_Exercise prompt_: State how many lines of the entries include the string "this", please, leaving out everything but the number.

────

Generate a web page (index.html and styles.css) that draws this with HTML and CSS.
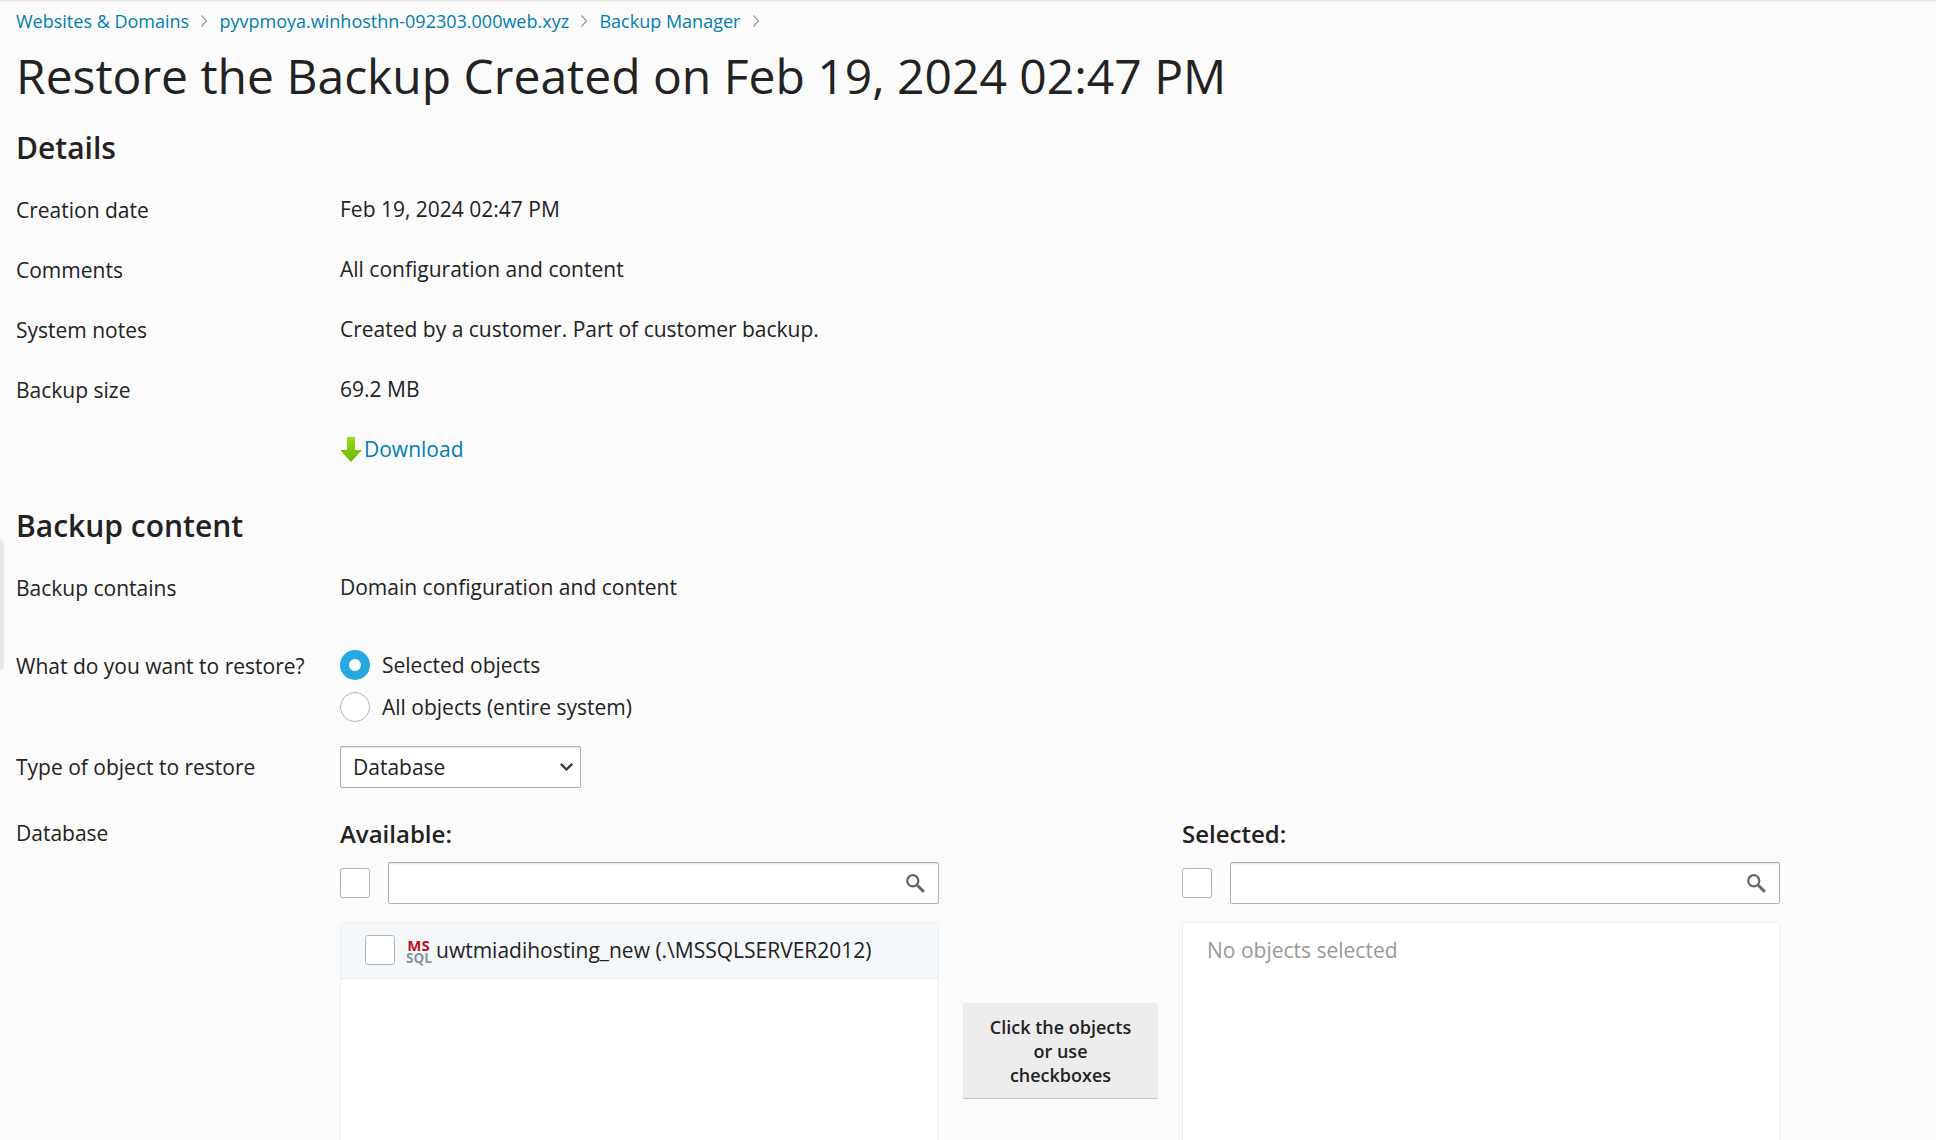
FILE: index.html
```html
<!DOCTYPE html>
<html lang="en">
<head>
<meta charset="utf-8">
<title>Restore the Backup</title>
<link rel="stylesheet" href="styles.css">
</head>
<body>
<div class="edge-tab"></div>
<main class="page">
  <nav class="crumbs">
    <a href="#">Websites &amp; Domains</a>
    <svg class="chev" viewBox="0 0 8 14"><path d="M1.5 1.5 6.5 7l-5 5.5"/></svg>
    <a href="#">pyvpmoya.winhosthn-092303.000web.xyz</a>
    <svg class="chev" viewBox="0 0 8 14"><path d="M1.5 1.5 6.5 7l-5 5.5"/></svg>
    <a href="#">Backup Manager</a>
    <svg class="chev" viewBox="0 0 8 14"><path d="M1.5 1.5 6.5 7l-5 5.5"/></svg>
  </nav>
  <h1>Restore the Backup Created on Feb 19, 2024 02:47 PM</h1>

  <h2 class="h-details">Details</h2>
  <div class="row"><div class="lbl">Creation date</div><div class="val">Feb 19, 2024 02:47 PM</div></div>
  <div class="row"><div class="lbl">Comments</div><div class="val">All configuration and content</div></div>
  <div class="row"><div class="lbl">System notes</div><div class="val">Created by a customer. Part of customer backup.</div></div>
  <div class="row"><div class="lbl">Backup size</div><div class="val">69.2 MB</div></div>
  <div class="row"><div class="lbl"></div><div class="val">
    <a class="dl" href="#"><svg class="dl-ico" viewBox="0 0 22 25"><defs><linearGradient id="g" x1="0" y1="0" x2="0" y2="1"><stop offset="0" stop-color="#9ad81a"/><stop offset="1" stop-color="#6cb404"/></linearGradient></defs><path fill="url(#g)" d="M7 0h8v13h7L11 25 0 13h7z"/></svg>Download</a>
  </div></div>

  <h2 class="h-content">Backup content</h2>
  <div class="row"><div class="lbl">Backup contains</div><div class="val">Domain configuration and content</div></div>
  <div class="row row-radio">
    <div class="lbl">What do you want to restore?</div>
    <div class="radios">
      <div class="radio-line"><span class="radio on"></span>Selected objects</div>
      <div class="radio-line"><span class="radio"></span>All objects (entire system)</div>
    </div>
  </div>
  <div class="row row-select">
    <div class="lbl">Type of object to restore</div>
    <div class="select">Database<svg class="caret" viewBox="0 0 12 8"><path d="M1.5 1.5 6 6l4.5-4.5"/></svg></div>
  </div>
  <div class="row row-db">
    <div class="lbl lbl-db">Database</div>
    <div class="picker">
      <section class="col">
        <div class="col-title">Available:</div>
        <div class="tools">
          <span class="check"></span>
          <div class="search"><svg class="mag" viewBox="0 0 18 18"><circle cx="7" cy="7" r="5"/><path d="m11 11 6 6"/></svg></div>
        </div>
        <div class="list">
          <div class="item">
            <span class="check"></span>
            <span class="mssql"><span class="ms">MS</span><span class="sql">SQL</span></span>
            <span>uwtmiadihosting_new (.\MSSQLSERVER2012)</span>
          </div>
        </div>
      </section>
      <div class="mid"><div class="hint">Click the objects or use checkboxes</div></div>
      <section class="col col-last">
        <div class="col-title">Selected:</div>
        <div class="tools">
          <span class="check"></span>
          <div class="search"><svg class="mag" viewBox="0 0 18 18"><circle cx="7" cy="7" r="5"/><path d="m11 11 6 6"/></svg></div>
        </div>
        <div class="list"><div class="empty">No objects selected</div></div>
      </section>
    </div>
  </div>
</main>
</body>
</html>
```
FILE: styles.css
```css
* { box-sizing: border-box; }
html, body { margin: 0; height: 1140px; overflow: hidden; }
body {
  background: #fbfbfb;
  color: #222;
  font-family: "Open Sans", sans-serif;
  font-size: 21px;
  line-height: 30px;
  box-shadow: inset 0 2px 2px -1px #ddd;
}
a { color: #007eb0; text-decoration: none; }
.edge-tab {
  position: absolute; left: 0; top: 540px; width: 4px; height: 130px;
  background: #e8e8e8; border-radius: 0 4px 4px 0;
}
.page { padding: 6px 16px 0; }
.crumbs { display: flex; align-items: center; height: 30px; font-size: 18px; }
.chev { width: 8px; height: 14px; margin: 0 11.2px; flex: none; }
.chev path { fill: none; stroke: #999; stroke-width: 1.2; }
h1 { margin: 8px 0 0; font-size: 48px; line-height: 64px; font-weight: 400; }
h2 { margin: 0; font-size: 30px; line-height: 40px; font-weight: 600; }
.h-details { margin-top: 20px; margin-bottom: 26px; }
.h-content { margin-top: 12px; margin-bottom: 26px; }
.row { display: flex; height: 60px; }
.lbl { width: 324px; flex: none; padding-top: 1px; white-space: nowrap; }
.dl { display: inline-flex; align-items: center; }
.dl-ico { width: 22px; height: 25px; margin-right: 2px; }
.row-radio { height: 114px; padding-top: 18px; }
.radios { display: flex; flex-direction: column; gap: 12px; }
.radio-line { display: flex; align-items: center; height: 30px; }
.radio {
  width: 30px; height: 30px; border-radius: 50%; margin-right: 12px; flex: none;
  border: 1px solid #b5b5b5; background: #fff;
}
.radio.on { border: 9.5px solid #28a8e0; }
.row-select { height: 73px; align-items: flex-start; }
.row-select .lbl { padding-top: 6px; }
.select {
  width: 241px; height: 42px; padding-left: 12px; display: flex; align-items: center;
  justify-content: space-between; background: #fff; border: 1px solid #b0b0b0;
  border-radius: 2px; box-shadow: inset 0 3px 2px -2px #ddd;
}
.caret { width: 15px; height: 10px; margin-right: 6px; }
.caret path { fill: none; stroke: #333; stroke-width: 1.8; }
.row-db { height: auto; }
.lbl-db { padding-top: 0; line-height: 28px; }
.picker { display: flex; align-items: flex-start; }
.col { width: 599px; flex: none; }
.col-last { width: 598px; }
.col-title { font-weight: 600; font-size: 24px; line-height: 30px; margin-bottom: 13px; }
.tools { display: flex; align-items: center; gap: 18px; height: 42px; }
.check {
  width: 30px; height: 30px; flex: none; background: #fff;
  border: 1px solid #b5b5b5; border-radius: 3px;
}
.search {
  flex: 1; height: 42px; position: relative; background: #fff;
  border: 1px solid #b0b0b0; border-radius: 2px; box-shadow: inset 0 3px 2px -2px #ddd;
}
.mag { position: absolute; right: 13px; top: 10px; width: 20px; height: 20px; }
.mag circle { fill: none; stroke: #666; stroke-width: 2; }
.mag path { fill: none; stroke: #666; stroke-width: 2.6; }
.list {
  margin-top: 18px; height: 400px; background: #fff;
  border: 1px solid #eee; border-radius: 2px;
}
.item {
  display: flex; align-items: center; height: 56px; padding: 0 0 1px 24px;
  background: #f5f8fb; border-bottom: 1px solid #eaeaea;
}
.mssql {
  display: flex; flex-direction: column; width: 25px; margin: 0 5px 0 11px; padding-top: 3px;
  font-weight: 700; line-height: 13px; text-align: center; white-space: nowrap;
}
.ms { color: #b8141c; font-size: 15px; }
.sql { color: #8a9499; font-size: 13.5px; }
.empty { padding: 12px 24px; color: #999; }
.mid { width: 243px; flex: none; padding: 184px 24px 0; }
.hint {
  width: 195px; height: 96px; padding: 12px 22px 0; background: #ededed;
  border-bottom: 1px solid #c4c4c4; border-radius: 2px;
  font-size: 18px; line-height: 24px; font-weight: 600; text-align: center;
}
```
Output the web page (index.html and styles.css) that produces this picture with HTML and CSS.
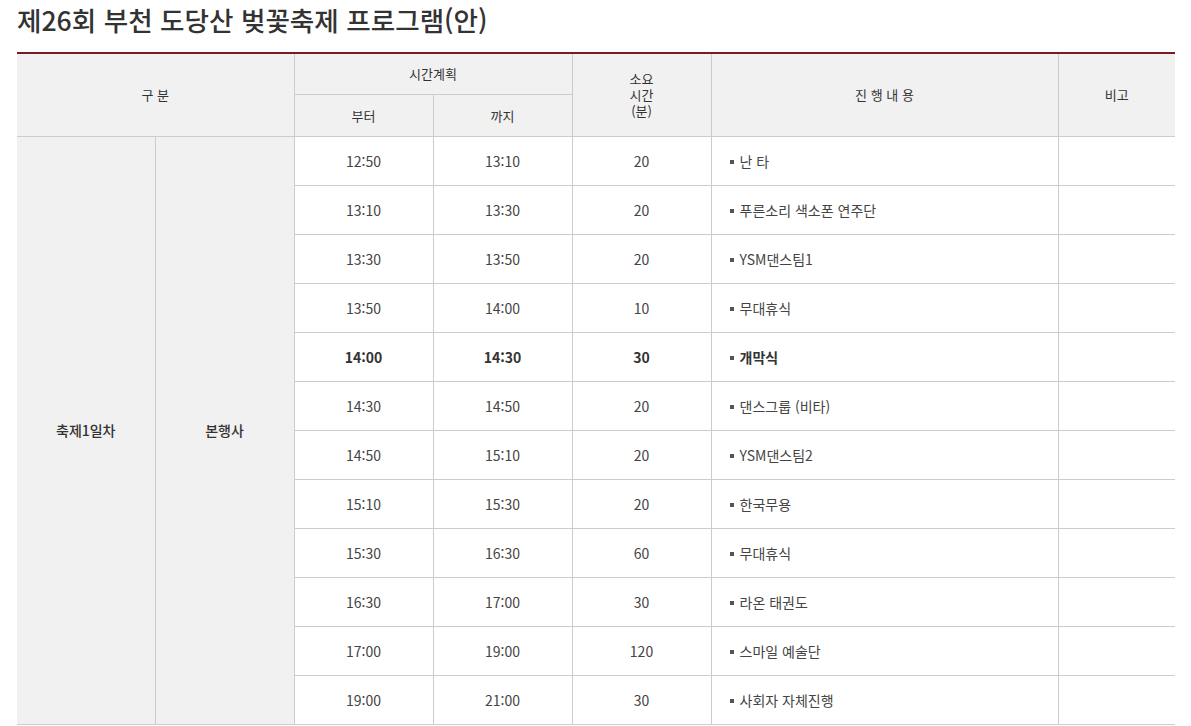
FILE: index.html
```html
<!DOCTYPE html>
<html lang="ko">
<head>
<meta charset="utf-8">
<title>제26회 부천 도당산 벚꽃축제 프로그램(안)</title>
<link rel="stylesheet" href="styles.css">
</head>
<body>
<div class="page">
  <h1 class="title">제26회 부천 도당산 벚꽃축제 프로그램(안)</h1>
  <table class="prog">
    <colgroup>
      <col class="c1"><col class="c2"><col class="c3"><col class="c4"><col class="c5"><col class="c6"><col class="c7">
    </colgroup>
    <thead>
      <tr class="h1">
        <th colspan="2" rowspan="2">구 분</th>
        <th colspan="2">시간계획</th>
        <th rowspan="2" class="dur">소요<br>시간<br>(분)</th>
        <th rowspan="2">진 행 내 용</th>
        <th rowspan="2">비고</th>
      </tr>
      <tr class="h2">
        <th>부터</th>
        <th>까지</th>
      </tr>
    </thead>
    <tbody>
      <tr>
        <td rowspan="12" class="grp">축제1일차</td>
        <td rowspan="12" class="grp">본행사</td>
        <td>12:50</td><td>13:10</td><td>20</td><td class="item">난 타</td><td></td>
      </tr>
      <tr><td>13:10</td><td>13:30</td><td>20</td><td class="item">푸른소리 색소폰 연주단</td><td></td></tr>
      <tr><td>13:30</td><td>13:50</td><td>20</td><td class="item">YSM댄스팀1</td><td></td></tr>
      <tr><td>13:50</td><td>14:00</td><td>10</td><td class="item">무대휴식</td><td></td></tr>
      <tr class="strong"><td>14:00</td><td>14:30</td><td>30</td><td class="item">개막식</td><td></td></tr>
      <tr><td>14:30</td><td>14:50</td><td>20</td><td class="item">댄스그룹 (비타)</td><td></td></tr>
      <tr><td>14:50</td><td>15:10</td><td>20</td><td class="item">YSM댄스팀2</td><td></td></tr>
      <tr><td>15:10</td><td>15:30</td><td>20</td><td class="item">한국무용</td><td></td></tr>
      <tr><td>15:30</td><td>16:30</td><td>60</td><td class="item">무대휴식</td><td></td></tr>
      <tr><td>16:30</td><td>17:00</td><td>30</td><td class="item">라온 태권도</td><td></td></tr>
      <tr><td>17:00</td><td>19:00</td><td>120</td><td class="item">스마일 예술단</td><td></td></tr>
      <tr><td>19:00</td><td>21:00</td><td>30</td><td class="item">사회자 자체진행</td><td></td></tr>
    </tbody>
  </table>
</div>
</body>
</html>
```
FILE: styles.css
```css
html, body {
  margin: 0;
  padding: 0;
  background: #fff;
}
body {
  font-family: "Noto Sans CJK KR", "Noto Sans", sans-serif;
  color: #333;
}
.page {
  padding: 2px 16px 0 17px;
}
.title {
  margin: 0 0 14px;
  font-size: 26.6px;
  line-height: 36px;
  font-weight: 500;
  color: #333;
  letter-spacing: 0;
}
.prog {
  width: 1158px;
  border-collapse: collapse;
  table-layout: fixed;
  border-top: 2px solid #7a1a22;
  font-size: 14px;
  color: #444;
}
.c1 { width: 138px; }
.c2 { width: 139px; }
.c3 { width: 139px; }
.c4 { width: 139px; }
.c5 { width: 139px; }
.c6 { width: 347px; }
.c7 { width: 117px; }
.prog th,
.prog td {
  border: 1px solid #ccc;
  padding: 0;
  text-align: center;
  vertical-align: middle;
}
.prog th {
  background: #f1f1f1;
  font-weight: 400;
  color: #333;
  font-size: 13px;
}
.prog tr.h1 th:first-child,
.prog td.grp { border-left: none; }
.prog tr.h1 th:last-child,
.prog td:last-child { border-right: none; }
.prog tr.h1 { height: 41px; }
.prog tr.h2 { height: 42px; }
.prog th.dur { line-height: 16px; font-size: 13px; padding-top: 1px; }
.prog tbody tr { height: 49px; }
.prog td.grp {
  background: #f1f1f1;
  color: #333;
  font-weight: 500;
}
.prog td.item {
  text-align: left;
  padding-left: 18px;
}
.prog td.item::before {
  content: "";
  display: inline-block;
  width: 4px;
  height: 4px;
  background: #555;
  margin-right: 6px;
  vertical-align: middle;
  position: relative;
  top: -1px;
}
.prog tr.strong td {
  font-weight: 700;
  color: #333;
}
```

────

_Exercise answer_: 2